Saved entries
(begin)
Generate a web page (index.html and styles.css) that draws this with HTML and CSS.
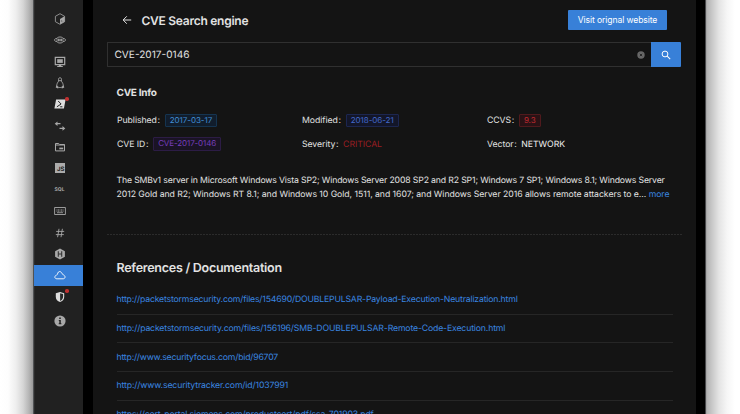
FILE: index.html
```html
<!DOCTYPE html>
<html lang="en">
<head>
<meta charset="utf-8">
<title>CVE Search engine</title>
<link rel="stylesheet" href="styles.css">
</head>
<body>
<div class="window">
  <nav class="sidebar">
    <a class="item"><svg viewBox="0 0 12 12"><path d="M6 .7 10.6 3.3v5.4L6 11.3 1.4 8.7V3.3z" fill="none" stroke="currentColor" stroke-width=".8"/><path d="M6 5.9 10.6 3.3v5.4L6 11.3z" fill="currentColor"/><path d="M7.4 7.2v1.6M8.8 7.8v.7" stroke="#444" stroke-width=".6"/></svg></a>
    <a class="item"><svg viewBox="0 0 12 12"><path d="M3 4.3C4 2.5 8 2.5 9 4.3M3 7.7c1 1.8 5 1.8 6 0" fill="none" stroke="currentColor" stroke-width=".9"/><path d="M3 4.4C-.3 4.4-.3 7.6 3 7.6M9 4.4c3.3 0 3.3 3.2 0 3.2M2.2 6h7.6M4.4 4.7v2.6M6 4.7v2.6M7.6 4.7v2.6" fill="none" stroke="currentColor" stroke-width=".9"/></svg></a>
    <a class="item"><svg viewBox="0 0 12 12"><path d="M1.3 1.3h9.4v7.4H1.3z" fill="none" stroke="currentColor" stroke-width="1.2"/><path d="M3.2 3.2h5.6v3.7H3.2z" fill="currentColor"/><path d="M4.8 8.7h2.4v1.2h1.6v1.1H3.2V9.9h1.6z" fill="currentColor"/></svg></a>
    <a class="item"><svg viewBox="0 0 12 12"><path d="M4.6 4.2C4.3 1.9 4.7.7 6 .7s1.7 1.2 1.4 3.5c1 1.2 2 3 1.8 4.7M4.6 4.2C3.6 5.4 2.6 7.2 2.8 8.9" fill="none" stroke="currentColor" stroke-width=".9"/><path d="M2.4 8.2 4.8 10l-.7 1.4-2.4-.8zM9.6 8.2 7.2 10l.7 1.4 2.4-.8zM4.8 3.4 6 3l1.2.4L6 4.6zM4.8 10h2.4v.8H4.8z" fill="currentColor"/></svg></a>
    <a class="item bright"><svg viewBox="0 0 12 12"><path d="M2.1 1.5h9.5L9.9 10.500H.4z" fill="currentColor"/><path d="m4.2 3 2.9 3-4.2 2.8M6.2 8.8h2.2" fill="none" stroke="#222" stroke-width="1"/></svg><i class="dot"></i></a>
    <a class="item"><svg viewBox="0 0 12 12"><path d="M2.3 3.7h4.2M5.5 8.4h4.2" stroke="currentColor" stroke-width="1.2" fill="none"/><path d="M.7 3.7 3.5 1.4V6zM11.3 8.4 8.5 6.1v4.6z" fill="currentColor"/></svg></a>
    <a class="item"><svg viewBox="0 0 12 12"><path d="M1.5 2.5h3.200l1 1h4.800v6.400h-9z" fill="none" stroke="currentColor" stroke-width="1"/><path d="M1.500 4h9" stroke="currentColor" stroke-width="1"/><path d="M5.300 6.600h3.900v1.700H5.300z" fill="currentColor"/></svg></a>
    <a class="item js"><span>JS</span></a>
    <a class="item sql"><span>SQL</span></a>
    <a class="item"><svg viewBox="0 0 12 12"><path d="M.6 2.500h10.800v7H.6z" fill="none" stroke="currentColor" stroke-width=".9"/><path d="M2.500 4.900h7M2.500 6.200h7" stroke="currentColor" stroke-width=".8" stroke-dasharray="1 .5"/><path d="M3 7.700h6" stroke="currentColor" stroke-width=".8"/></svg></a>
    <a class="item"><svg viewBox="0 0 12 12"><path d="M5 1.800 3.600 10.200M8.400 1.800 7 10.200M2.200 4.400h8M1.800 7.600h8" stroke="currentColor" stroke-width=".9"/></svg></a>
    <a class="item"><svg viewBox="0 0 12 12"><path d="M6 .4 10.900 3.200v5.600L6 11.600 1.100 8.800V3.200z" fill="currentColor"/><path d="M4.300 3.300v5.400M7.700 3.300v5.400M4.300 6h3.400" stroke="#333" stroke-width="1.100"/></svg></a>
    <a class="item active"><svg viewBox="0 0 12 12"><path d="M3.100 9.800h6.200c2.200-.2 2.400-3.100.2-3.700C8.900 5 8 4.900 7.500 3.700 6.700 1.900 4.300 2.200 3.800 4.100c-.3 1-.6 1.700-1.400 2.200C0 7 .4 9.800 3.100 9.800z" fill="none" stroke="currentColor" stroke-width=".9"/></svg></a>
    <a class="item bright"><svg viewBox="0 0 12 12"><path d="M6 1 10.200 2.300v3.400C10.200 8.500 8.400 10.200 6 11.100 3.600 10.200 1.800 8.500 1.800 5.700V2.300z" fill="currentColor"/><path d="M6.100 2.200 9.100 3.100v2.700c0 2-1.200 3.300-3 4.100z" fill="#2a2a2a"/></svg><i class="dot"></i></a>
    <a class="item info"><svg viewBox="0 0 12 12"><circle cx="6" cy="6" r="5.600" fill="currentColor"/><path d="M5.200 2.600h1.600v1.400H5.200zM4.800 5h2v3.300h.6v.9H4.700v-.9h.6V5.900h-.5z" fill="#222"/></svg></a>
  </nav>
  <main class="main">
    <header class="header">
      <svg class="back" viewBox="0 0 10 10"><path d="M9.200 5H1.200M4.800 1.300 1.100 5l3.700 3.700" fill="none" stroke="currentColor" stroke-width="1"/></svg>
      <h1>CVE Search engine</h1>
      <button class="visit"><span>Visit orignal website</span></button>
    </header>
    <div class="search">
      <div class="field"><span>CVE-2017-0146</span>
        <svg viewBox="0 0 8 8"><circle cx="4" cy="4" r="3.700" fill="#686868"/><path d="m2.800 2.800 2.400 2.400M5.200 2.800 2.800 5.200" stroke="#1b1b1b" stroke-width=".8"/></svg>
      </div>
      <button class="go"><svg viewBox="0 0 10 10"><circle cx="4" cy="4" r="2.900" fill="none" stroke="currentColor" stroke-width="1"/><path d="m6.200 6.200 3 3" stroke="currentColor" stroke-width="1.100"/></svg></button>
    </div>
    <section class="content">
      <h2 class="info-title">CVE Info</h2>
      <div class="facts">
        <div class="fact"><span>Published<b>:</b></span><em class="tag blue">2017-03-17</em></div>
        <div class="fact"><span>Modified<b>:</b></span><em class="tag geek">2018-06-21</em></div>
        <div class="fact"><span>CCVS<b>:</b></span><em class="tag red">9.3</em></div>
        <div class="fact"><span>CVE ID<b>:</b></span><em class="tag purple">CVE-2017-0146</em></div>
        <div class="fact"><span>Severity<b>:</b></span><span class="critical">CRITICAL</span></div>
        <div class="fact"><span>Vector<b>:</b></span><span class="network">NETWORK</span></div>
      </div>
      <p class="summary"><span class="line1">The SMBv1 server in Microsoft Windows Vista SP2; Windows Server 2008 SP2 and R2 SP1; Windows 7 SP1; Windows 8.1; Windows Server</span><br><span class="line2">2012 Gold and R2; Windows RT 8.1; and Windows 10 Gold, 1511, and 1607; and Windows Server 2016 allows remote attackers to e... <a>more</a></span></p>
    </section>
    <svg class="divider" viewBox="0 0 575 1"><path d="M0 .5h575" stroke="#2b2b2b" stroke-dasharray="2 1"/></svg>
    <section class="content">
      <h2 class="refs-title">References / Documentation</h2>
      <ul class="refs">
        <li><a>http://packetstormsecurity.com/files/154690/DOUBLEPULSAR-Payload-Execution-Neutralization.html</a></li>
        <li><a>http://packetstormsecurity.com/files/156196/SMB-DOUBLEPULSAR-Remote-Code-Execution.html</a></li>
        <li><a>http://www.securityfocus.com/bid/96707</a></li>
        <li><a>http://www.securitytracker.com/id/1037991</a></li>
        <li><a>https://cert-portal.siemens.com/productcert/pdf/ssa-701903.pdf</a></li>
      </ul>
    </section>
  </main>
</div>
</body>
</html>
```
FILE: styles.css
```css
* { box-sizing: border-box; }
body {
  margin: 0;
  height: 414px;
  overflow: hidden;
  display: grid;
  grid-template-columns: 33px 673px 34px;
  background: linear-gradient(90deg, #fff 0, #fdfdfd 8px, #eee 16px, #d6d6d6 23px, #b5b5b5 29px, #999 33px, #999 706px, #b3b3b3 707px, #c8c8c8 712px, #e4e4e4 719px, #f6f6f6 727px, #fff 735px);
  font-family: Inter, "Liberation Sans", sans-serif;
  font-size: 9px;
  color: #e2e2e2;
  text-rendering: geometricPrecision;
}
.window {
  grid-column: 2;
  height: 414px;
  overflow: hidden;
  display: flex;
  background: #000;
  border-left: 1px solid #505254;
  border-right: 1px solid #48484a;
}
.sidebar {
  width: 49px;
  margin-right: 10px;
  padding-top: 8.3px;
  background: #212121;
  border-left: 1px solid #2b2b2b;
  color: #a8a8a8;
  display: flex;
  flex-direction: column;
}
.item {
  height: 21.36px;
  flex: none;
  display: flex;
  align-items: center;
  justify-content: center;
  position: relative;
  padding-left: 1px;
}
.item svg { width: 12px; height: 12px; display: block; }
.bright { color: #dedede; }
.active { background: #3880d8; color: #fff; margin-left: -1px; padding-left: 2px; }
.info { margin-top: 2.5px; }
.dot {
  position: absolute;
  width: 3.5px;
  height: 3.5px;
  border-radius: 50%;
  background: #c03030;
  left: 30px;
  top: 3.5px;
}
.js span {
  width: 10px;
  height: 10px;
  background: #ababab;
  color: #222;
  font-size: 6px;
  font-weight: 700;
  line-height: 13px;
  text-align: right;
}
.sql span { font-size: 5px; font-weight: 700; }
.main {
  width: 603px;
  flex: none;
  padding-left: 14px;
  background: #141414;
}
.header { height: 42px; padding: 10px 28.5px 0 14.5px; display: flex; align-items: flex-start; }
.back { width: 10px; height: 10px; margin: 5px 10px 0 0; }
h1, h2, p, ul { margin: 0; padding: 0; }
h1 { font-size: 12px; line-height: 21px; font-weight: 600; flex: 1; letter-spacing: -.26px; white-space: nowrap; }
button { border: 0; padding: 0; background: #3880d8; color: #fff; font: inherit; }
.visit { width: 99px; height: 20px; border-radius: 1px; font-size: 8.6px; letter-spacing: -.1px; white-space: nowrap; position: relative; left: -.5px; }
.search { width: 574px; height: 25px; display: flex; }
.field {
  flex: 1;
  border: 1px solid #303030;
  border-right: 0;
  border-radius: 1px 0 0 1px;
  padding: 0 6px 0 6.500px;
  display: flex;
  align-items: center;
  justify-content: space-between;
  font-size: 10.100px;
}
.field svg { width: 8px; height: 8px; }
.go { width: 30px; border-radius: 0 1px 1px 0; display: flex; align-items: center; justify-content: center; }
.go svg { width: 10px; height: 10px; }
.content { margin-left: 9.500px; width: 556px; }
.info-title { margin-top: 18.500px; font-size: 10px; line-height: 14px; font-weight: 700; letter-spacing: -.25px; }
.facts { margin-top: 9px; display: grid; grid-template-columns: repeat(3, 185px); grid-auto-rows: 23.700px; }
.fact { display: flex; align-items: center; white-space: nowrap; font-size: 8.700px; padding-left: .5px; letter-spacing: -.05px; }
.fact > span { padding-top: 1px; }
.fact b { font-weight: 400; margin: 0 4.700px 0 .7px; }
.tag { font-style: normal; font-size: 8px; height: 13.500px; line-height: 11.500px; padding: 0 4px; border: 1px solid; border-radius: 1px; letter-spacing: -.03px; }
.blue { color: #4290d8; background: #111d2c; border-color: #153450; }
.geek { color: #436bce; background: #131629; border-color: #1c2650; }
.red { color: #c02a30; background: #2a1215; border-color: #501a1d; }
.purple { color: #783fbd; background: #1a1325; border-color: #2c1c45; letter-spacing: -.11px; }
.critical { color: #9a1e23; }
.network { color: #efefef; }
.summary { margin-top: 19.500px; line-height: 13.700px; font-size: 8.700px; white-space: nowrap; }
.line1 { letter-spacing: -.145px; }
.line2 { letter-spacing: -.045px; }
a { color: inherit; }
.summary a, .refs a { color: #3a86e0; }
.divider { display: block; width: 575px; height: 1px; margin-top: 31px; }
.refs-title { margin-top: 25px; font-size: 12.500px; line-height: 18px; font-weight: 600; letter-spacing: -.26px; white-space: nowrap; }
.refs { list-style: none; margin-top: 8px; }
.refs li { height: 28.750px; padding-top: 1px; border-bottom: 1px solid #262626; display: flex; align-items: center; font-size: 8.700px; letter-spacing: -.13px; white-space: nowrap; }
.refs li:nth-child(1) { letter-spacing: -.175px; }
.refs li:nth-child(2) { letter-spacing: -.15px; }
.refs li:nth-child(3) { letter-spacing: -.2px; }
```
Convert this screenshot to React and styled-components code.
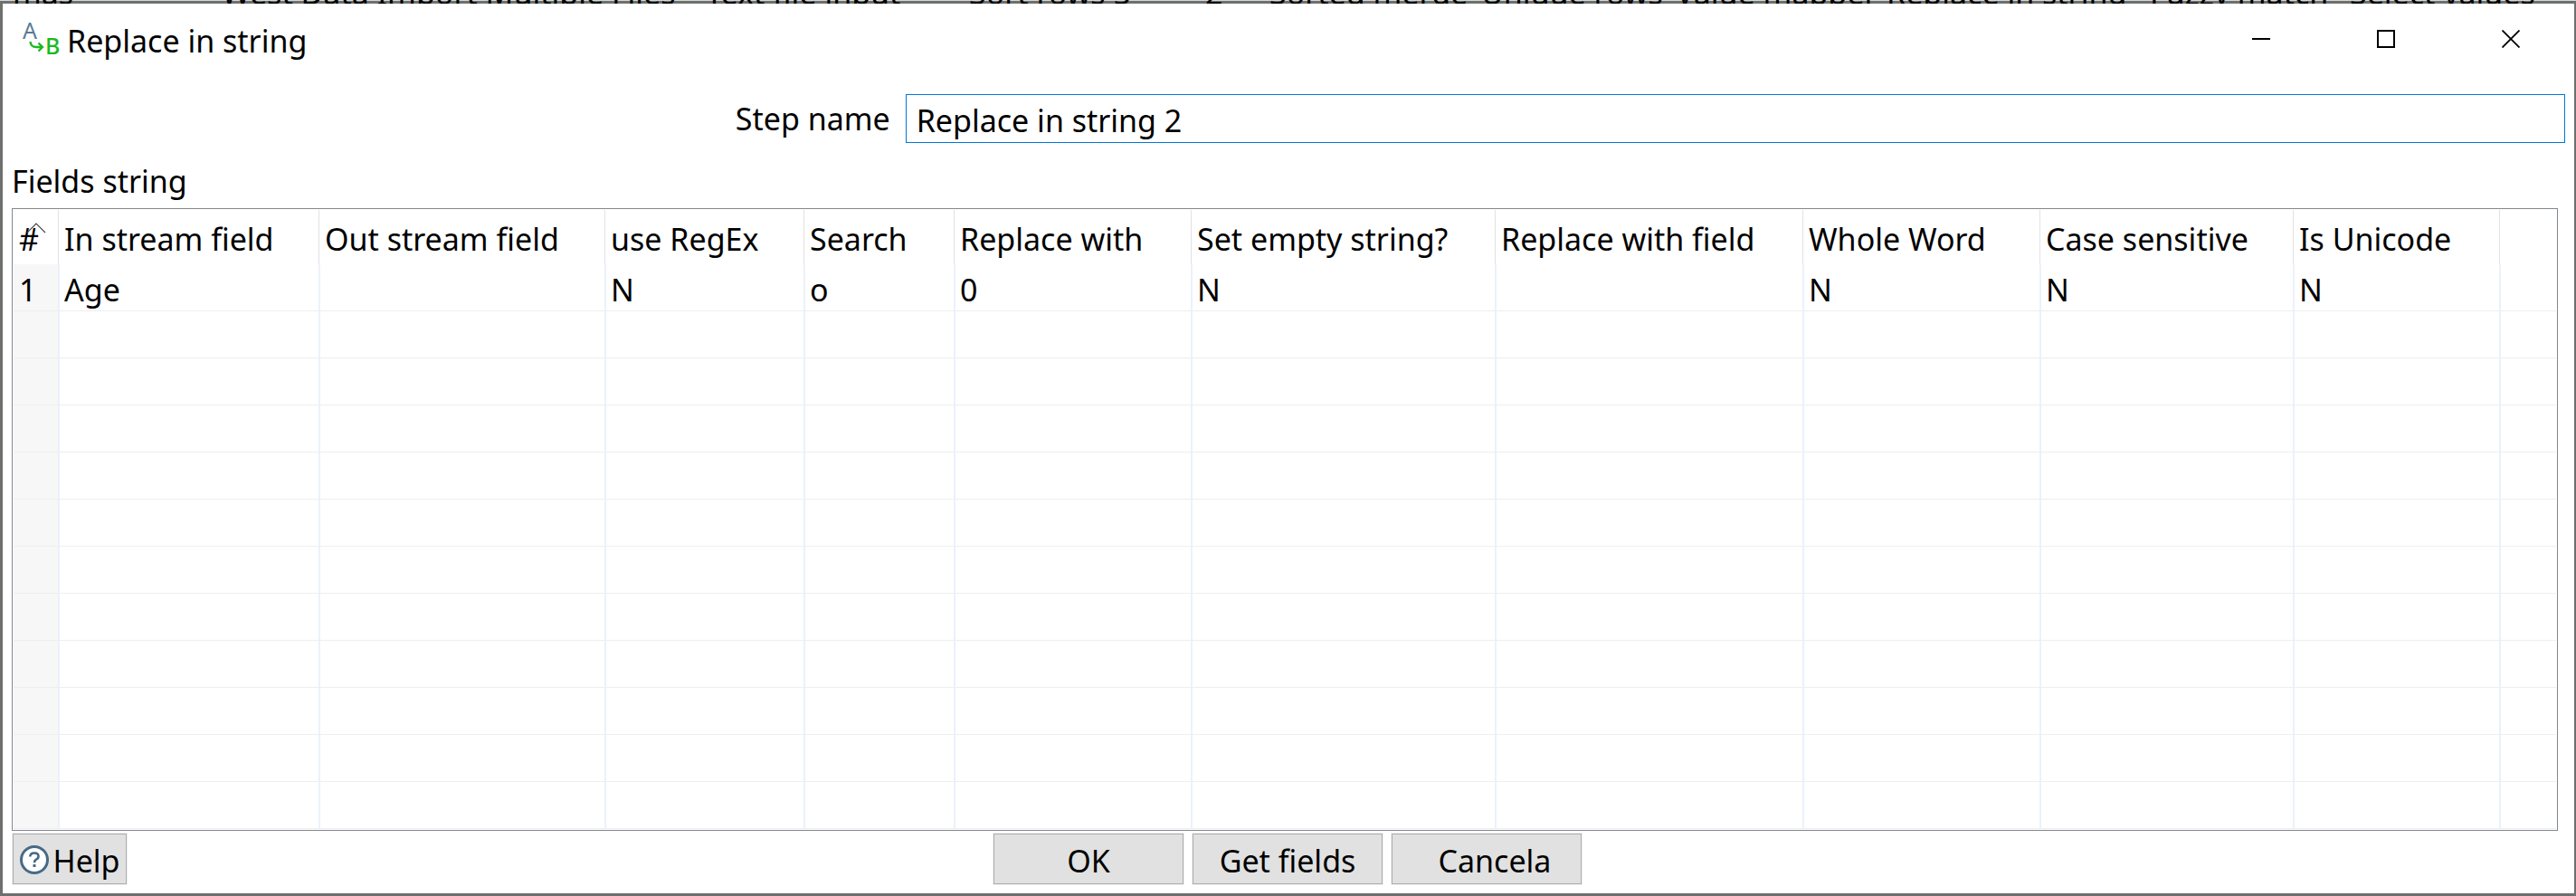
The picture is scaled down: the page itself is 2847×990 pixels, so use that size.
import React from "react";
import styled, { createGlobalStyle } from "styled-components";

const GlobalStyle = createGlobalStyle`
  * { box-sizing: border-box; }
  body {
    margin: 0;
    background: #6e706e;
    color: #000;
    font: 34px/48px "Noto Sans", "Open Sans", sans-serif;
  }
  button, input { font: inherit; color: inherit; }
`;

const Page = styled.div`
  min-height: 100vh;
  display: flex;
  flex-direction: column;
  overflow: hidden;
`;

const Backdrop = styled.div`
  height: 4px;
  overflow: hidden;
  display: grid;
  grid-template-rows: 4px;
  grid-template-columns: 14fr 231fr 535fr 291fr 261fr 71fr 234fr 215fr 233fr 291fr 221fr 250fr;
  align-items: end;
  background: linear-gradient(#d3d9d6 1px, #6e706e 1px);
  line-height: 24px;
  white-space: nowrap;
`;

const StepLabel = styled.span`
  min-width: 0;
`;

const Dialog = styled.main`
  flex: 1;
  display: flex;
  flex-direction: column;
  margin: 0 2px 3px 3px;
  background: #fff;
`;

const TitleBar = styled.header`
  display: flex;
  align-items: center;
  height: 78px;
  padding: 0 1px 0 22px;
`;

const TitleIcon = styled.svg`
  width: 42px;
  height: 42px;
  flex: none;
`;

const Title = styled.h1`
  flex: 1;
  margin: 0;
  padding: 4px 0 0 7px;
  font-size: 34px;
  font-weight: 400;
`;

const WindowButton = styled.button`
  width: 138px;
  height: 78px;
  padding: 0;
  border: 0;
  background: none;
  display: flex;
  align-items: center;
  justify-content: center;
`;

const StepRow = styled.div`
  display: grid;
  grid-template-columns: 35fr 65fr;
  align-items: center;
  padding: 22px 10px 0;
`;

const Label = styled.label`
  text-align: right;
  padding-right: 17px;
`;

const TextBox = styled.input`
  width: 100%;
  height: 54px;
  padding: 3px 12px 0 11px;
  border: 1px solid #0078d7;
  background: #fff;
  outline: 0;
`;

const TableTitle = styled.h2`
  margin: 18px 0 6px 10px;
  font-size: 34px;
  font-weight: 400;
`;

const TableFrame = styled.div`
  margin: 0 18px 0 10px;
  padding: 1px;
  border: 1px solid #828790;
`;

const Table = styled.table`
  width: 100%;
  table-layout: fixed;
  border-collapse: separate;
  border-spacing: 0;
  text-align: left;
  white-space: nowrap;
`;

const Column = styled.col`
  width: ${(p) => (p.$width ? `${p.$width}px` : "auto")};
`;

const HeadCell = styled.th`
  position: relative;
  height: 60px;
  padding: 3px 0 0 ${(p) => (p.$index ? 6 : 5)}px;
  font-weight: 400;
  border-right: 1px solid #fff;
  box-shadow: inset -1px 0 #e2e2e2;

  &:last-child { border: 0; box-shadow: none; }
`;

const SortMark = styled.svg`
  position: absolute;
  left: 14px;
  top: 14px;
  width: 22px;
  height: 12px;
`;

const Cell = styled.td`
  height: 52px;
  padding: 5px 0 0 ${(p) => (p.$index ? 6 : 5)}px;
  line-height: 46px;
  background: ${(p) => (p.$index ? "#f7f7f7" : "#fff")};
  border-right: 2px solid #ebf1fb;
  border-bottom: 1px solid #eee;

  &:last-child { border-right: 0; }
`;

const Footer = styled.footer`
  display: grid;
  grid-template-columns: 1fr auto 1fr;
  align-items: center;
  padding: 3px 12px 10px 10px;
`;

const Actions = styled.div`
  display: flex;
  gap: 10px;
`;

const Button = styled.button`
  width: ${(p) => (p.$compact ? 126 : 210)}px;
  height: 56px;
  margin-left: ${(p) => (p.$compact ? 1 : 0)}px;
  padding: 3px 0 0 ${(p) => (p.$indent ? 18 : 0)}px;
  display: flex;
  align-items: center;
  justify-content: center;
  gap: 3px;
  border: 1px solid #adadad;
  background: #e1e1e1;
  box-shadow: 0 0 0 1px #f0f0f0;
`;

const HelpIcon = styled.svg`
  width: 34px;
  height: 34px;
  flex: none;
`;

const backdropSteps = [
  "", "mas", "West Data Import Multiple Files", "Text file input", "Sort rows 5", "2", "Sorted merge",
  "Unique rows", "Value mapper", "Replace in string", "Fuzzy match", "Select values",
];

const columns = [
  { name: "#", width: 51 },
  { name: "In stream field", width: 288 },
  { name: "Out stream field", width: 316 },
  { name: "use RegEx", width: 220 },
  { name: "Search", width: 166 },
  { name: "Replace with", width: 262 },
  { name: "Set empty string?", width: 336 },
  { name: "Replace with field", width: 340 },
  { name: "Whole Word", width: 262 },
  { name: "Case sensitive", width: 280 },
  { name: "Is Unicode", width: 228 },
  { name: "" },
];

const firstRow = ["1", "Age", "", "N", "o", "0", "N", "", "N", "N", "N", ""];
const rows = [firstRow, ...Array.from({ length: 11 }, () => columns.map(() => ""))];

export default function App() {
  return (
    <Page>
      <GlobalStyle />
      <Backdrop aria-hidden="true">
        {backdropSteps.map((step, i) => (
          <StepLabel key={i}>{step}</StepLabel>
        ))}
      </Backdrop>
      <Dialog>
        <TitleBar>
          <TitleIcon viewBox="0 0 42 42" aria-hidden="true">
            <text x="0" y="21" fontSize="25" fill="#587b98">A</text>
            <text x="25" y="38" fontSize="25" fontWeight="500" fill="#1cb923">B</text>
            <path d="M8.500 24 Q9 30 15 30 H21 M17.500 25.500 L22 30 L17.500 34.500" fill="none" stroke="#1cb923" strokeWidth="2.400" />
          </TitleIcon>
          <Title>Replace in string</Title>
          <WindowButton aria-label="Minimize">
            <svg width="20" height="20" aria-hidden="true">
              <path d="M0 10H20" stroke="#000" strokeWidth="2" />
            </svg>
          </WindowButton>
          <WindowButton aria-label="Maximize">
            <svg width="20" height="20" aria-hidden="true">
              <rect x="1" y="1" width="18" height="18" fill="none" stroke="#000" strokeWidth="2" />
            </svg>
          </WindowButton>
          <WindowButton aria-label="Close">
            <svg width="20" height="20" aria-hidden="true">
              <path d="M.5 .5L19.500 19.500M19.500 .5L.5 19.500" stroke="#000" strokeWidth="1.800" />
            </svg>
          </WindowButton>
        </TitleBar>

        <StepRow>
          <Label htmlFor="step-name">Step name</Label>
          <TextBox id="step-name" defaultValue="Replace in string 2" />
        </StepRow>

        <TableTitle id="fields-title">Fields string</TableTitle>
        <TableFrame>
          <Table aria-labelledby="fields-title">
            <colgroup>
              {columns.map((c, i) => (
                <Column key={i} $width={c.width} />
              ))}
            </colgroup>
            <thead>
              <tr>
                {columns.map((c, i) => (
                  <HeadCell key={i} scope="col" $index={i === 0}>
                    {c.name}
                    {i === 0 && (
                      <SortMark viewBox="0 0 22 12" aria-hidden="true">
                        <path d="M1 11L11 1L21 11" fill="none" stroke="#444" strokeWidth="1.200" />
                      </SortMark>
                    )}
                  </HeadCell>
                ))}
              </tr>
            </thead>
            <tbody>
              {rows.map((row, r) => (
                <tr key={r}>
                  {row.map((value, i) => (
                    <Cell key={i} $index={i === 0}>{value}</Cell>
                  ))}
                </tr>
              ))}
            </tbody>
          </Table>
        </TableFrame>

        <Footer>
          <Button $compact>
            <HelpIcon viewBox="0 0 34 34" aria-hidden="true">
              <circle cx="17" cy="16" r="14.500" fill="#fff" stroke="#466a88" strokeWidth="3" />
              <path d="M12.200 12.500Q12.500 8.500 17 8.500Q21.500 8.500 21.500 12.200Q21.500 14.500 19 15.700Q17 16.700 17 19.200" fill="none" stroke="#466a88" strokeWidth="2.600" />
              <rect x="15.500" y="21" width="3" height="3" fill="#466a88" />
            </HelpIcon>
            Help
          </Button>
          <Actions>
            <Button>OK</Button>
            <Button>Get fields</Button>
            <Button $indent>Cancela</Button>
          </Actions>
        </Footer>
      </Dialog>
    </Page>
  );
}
(end)
GIVEN TASK
Pick out all lines containing the string "styles".

RESULT
Generate a web page (index.html and styles.css) that draws this with HTML and CSS.
<link rel="stylesheet" href="styles.css">
FILE: styles.css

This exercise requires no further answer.